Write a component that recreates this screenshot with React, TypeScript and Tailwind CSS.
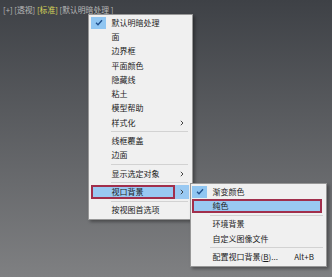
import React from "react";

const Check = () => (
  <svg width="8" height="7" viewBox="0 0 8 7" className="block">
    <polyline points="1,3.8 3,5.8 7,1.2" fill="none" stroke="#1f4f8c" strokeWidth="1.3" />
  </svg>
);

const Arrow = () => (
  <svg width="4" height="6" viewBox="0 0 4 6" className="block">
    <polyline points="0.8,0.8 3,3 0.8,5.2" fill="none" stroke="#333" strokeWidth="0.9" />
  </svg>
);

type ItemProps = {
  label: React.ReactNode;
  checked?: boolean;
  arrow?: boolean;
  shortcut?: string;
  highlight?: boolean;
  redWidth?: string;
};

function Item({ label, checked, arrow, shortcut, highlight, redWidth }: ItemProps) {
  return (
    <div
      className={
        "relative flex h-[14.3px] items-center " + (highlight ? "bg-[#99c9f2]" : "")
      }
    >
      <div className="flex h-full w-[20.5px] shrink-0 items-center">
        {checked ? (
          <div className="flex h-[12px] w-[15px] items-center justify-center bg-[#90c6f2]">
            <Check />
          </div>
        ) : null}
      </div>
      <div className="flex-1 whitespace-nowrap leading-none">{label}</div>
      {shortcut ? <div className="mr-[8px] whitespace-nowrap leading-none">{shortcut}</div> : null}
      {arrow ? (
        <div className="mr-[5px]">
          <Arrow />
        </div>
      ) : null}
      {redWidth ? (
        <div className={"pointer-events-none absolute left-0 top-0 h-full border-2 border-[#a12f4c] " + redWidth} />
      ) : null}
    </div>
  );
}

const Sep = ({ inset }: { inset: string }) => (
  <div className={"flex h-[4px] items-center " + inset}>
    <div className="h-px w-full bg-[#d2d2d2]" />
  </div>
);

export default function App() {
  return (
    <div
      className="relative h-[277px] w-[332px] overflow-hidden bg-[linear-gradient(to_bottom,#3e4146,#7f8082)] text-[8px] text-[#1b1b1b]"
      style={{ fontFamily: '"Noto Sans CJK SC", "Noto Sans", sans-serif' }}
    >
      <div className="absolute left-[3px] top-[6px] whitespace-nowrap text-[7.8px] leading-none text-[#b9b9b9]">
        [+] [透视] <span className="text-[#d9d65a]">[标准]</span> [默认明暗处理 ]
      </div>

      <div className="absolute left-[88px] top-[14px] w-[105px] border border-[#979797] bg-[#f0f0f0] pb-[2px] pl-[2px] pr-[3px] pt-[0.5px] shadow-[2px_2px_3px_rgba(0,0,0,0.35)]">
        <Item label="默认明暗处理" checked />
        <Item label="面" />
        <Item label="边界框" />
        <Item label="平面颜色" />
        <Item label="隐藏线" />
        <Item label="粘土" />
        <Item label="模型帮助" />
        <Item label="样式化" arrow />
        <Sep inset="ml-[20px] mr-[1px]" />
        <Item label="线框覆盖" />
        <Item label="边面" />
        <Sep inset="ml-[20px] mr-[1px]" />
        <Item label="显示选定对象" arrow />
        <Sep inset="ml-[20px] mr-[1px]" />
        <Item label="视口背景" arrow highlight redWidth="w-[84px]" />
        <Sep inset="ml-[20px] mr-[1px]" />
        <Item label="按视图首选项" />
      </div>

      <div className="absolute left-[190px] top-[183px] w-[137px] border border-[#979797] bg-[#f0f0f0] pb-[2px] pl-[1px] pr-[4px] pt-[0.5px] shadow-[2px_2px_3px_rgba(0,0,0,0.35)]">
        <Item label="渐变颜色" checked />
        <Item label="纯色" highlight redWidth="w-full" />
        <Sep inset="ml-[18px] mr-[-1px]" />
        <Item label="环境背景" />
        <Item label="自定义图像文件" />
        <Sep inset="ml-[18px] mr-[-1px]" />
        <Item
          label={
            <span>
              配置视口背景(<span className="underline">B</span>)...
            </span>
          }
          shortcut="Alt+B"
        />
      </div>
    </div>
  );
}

--------

*Exercise task:* Extract every line above that contains the word "React".

*Task output:*
Write a component that recreates this screenshot with React, TypeScript and Tailwind CSS.
import React from "react";
  label: React.ReactNode;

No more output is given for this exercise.